DPRK warns of US, SK, Japan 'nuclear alliance': Grave risk to mankind
DPRK state news agency warns that Washington is pushing for a "NATO-style nuclear alliance" in the East Asian region.
The United States, South Korea, and Japan are forming a "NATO-style nuclear alliance," the DPRK state news agency said on Thursday, warning that the rising of US-led military blocs in the Asia-Pacific might expose humanity to grave dangers.
“The U.S. has given top priority to the sharing of military information on the DPRK in strengthening the tripartite military cooperation and has steadily pushed forward with it,” Kang Jin Song, an international affairs analyst, said in a report published by Korean Central News Agency KCNA.
His statement came referring to Washington's support for the [Republic of Korea] ROK-Japan General Security of Military Intelligence Agreement GSOMIA.
He added that efforts to share real-time data on DPRK's missile tests will escalate tensions in the already boiling region.
“The U.S. president called the South Korean leader to the White House in April to declare the establishment of the ‘nuclear consultative group’ — and even Japan is planning to take part in it,” said Kang. A “NATO-style nuclear cooperation alliance” appears imminent, he warned.
Referring to the increasing joint exercises, in addition to senior political and military meetings between the US and its Asian allies in the region, the report highlighted Washington's high interest in forming a trilateral military cooperation, despite Seuol and Tokyo not having a formal security alliance.

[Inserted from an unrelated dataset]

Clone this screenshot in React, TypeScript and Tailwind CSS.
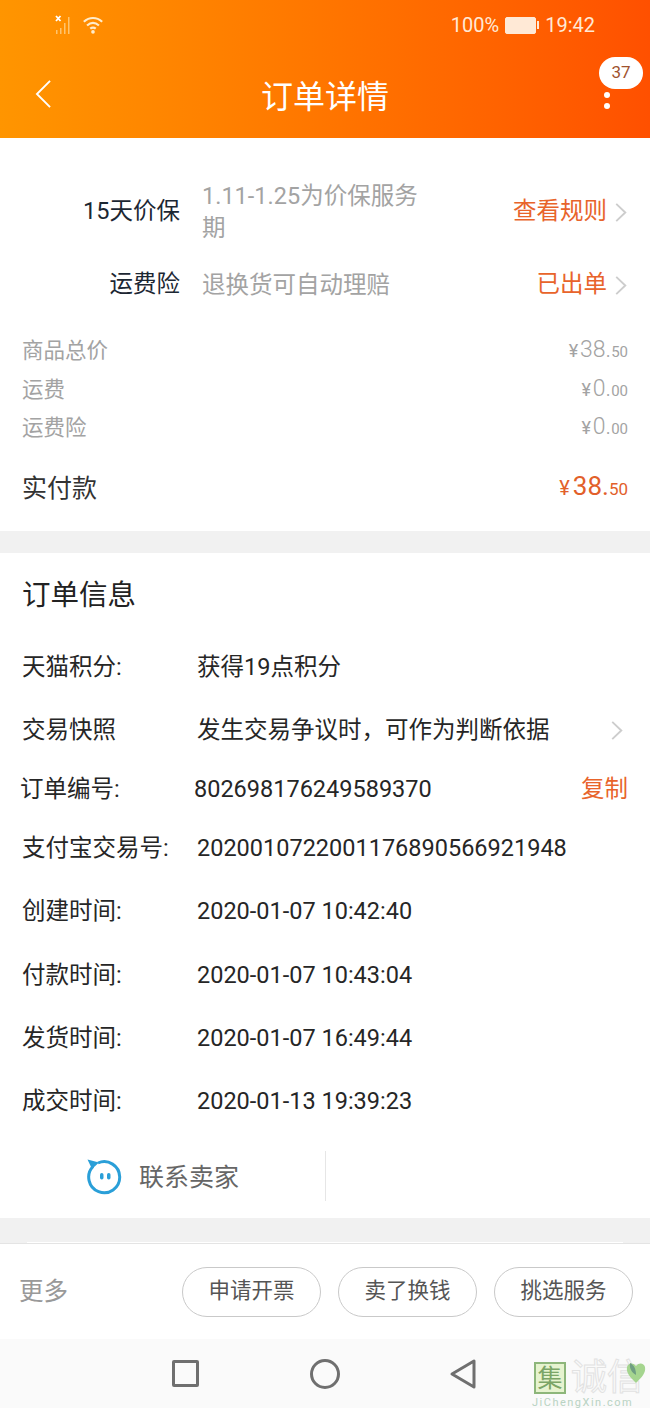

During a state visit made by South Korean President Yoon Suk Yeol to Washington last month, Yoon announced after a meeting with US President Joe Biden the establishment of a Nuclear Consultative Group NCG; a new US-ROK platform to jointly plan and execute the American nuclear umbrella (nuclear deterrence assets).
But so far, South Korea is yet to publicly approve Japan's participation in the NCG, and its Defense Minister Deputy Shin Beom Chul ruled out the possibility.
Both countries traditionally are far from being allies, even in bilateral exchanges, due to Japan's colonial past. However, South Korean Foreign Minister Park Jin hinted earlier this week that his country is open for Tokyo to join the group.
Seuol considers that the NCG could be an indirect yet formal security coordination between North Korea and Japan, which might pave the way for more comprehensive cooperation on common issues.
“Military and political blocs of exclusive and confrontational nature such as AUKUS, Five Eyes and QUAD… are now located more densely in the Asia-Pacific region than any other regions, exposing peace and security of mankind to grave threats,” Kang added.
“Such new function as real-time tripartite sharing of information … added to the cooperation, … means the emergence of the actual U.S.-Japan-south Korea military alliance.”
Kang stressed that Pyongyang will “frustrate the hostile forces’ wrong choice step by step with powerful strength.”
“The U.S. and its followers will get more and more exposed to security crisis facilitating its final ruin for its frantic moves to tighten their military alliance against the DPRK and expand the war drills for aggression — this is an equation characterizing the present dynamic structure of the Korean Peninsula."